Our own collaboration began in 1977 when we took a road trip to the revered photographic destination of the American southwest. Our first photograph, Twin Tufts, was a serendipitous encounter between tufts of desert vegetation and our own. We have forgotten who thought of the pose, set up the camera or scribbled in the sand, but we both arrived at the same vision. The process unfolded in the fluid way of story telling with details and histories accruing from our own experiences. It began an approach that has carried us forward as we interpret the physical and psychological landscapes in which we find ourselves.
Our collaborative approach to the work varies and is shaped in response to the subject matter. Our abiding interests in layers of history and the constructed landscape as well as a continuing examination of our changing selves are at the core of our work.
What we have learned from our years working together is that a mysterious third ‘voice’ exists in the photographs we make. The mind-meld of our separate visions combines to create works outside of either of our expectations. Our collective vision takes on a life of it’s own. We don’t try to unravel what we each bring to this dynamic.

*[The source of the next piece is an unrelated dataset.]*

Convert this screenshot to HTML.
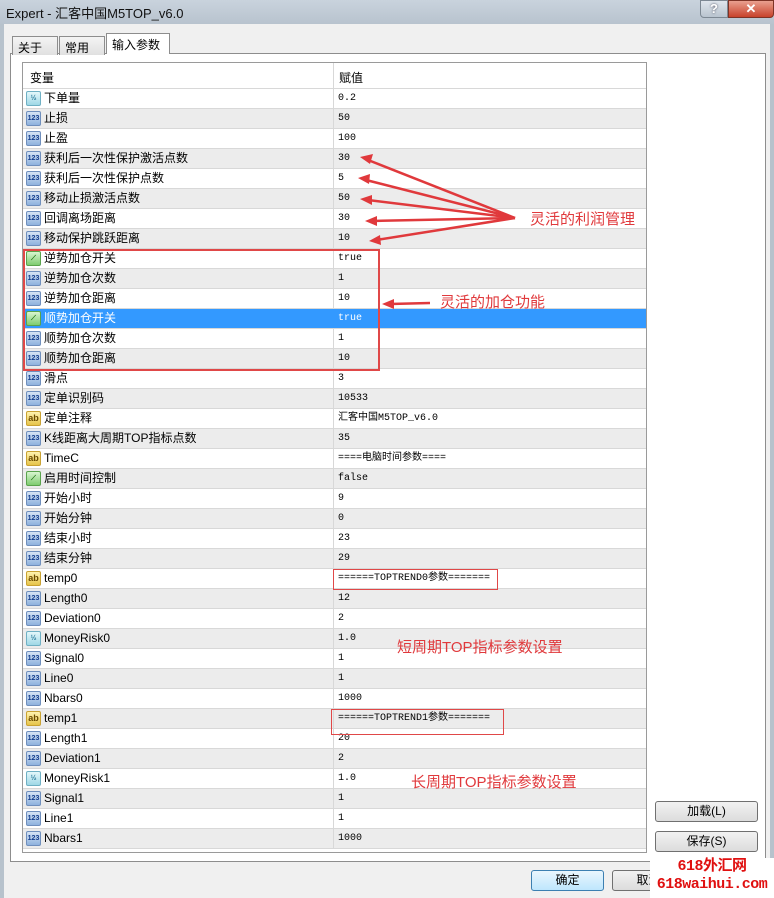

Kyle Seis’ questions from a recent interview in Generous Magazine which centered on the roles of individuals within a creative union seemed an appropriate introduction into our own practice and we excerpt it here (with permission):
KS: How does a collaborative art practice compare to a traditional marriage?
LL: I’m not sure what a traditional marriage is…like Adam and Eve? Ward and June Cleaver? Maybe you mean a traditional artist marriage, like Eleanor and Harry Callahan?
So consider these comparisons:
We have not made collaborative vows to each other at church or in city hall,
but you must not assume that the images we have produced are illegitimate. We do not have a sexual relationship, but when mind-melds occur, it is thrilling. It may be possible to consider our collaboration to be like a menage a trois: photographs, Barbara and me.
KS: Prior to Barbara, did you ever envision sharing a practice with someone?
LL: Prior to meeting Barbara, I considered myself a potential artist. This notion was not encouraged, however, because it was feared I might turn out like my artist Aunt Cordelia. Our collaboration was neither premeditated nor a common way of making artwork at the time. After so many years, it remains very organic in its structure and somewhat mysterious, even to us. It’s not an arrangement for the faint-hearted artist.
KS: What were you making before connecting with Lindsay?
BC: I was obsessed with a pair of red spiked heels that belonged to my mother. I was setting up and photographing narratives starring the shoes. Turns out Lindsay fit into those shoes. I was also working on a project trying to picture infinity.
KS: What are the biggest differences between you and Barbara?
LL: Our brains. Although we share a similar visual aesthetic and production standards, differences can be seen in the way we process information and in our working methods. My work is a non-linear embrace of ideas, processes and research which I combine and transform through manipulation. I produce objects and images for evaluation. Barbara is wide open to experience, fulfilled by communication and interaction with humanity. Her process displays focus, patience and optimism.
KS: What have you learned from Lindsay?
BC: How to argue. I used to back away from arguments but now see them as part of a rigorous practice. There is tension in collaborating but good tension that suspends the work between our divergent points of view. We argue over everything – from exasperatingly trifling topics like how small is a small dog to big issues like social responsibility. Learning to reason through and defend your choices is articulation of vision.
The value of experimenting. Lindsay is a tireless experimenter. Just when I think we are finished with a project, she will tear it apart, print it backwards, turn it upside down, see what happens if we bend the frame. I am more reluctant to do that but admit that approach yields surprises and pushes the work. Even when we throw away all the experiments, there is a sense we have left no stone unturned in testing the work.
An irreverant attitude. She has always had a more heightened worldly sense while I tend to float in idealism. I have learned to do more research and critically question assumptions, canons and historical narratives, which is essential to the projects we produce.
KS: How has living in different cities affected your process?
BC: Double everything. Because we can be in two places at the same time, information multiplies and migrates. Spheres overlap. I appreciate that distance gives space and time to think and research separately before coming together in the studio. As I make the two-hour trek from Chicago for a stay at the studio in Milwaukee, it is a welcome meditative interlude.